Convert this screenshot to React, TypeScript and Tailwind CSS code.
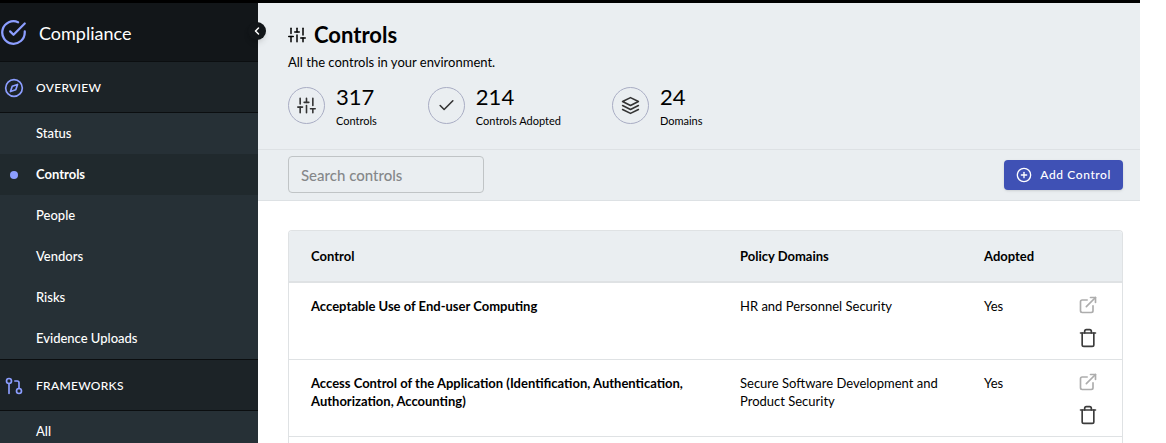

==

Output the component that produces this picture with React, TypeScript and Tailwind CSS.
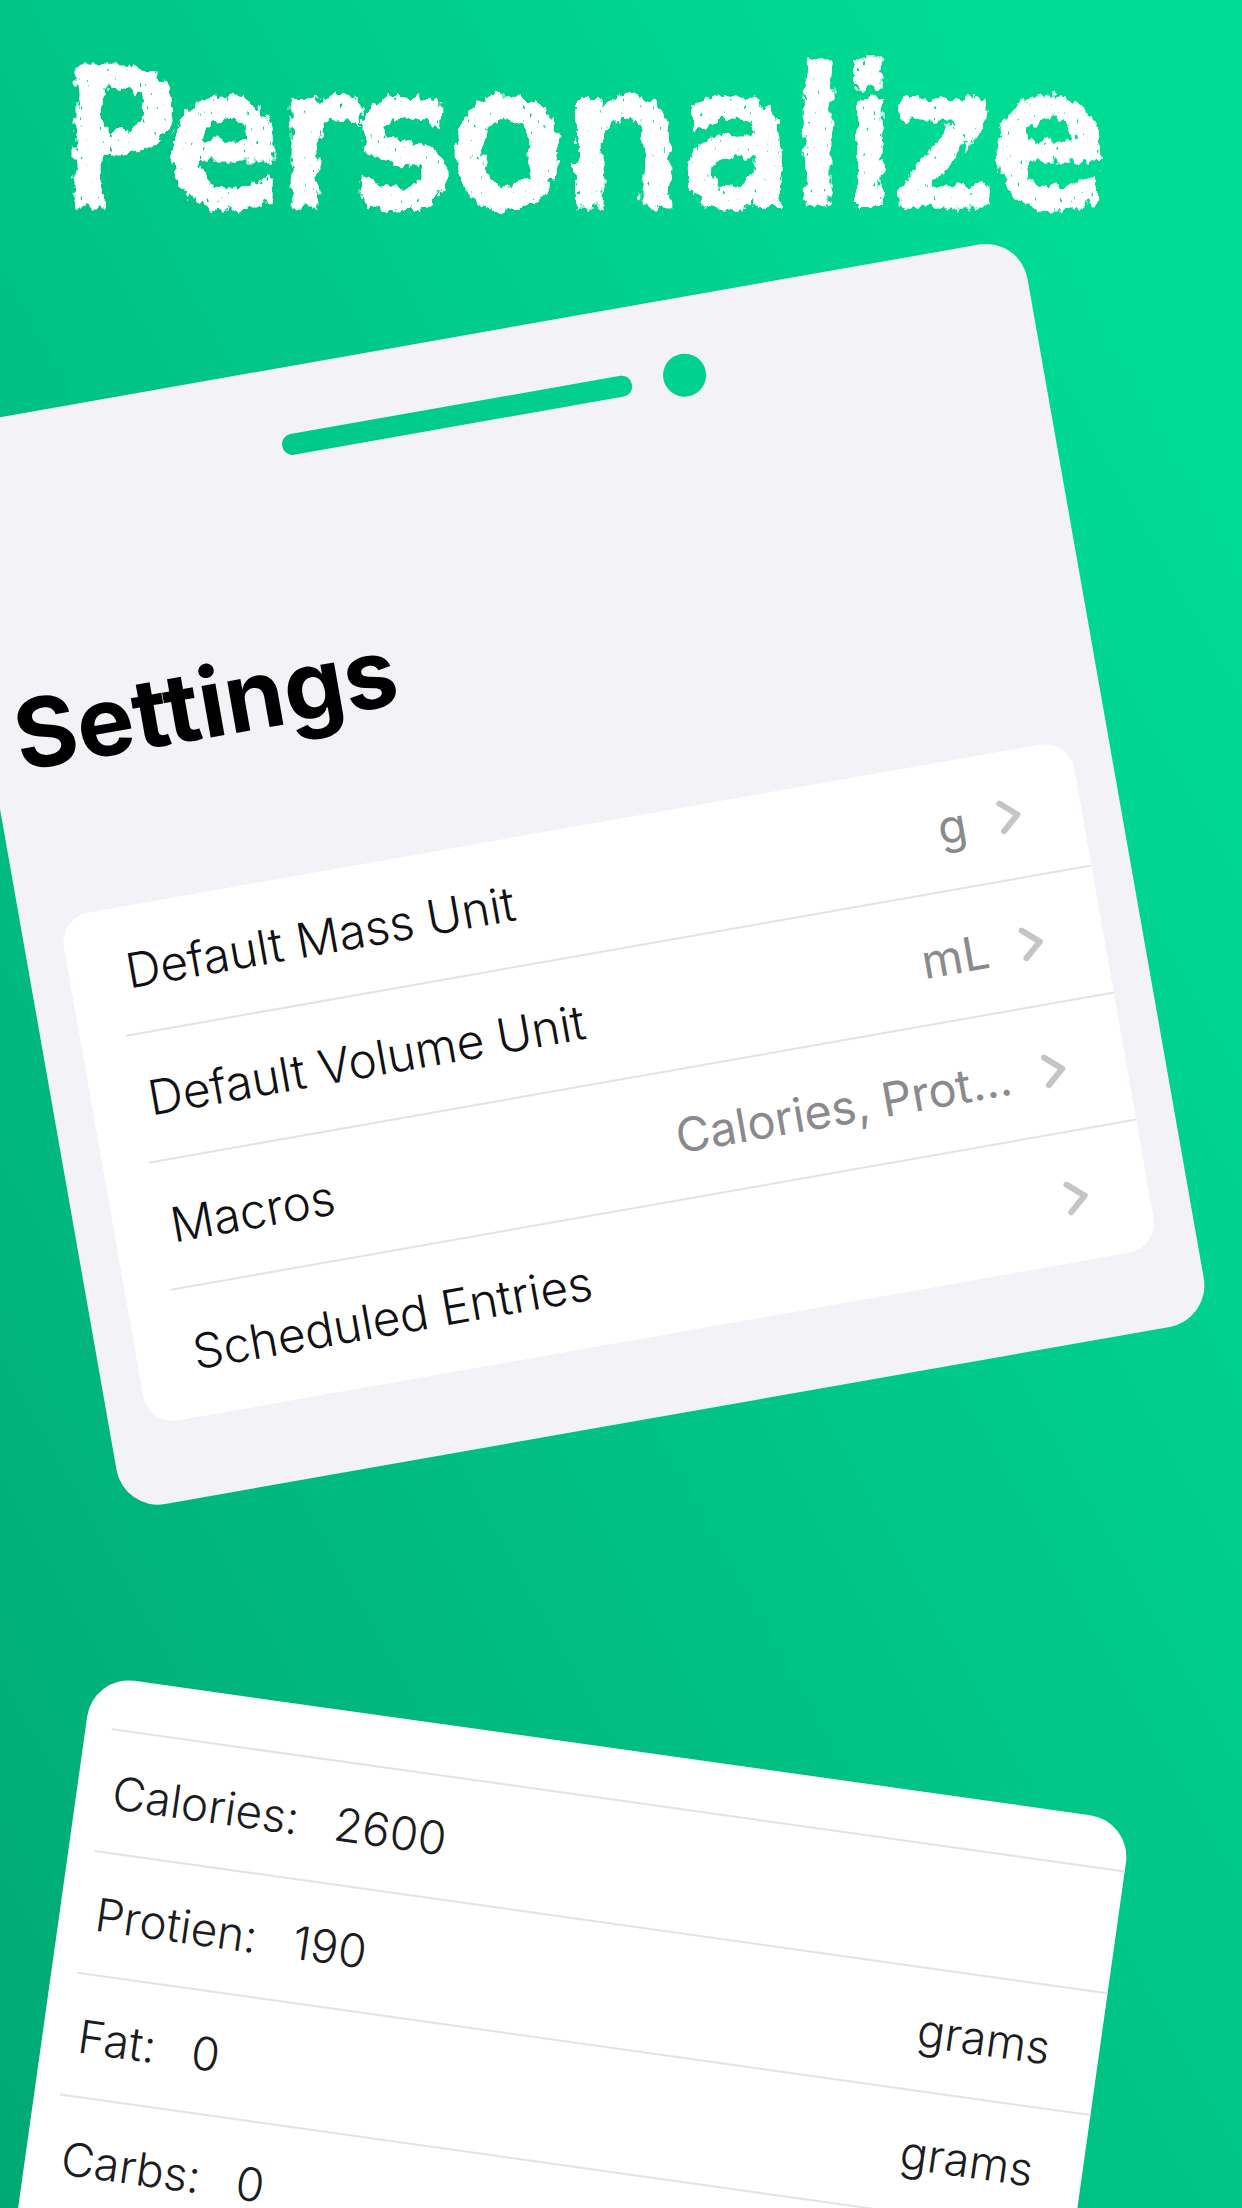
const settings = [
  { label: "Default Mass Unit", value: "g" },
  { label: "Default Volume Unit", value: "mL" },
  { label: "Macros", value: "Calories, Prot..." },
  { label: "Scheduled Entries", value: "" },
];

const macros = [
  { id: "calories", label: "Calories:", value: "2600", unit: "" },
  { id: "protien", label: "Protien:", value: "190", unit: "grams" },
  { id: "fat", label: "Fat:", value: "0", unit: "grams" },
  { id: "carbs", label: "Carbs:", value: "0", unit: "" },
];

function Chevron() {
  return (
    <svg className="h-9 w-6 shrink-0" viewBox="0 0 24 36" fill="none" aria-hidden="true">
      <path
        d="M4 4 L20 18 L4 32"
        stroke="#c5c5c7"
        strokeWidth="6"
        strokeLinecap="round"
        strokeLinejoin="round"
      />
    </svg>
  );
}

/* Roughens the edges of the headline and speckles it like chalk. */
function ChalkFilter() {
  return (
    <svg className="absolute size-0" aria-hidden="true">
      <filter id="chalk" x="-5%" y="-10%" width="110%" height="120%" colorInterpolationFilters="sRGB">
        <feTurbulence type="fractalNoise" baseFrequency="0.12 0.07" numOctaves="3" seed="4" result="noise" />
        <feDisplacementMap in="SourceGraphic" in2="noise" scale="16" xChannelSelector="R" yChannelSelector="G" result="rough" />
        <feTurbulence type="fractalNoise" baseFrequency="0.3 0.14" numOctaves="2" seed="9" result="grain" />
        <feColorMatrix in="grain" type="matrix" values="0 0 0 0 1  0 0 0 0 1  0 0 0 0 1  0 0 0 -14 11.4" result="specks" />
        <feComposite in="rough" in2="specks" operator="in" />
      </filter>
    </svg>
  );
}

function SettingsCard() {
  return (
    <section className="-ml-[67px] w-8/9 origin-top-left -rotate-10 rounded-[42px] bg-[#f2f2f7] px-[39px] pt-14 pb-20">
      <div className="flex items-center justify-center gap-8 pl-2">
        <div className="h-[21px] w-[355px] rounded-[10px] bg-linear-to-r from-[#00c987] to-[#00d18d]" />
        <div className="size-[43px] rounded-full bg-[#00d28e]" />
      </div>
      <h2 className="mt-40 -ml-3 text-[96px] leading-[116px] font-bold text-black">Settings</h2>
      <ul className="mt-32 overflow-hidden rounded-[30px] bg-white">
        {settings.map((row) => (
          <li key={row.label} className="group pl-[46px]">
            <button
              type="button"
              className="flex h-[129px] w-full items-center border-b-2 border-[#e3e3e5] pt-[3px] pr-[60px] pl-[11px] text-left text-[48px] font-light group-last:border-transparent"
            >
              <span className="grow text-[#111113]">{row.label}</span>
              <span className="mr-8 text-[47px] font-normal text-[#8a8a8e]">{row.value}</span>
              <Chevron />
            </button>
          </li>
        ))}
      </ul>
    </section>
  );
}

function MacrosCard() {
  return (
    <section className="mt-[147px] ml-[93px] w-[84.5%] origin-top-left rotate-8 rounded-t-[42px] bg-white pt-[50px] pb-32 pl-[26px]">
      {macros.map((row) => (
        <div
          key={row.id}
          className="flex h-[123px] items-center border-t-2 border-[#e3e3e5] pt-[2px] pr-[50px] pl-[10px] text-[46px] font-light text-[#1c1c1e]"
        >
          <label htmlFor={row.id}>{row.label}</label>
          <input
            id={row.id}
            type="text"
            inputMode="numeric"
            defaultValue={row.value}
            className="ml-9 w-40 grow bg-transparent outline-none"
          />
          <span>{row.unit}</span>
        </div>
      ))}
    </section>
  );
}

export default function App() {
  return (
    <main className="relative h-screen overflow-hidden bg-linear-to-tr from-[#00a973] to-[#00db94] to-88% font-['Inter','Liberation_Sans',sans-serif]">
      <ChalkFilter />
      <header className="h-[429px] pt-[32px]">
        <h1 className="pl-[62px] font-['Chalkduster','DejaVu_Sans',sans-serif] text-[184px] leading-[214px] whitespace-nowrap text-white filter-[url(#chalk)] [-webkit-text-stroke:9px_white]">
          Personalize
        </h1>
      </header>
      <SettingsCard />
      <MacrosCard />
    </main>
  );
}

▶ **Problem**
Search the data above for the string "this" and copy each line that has it.

▶ **The output**
Convert this screenshot to React, TypeScript and Tailwind CSS code.
Output the component that produces this picture with React, TypeScript and Tailwind CSS.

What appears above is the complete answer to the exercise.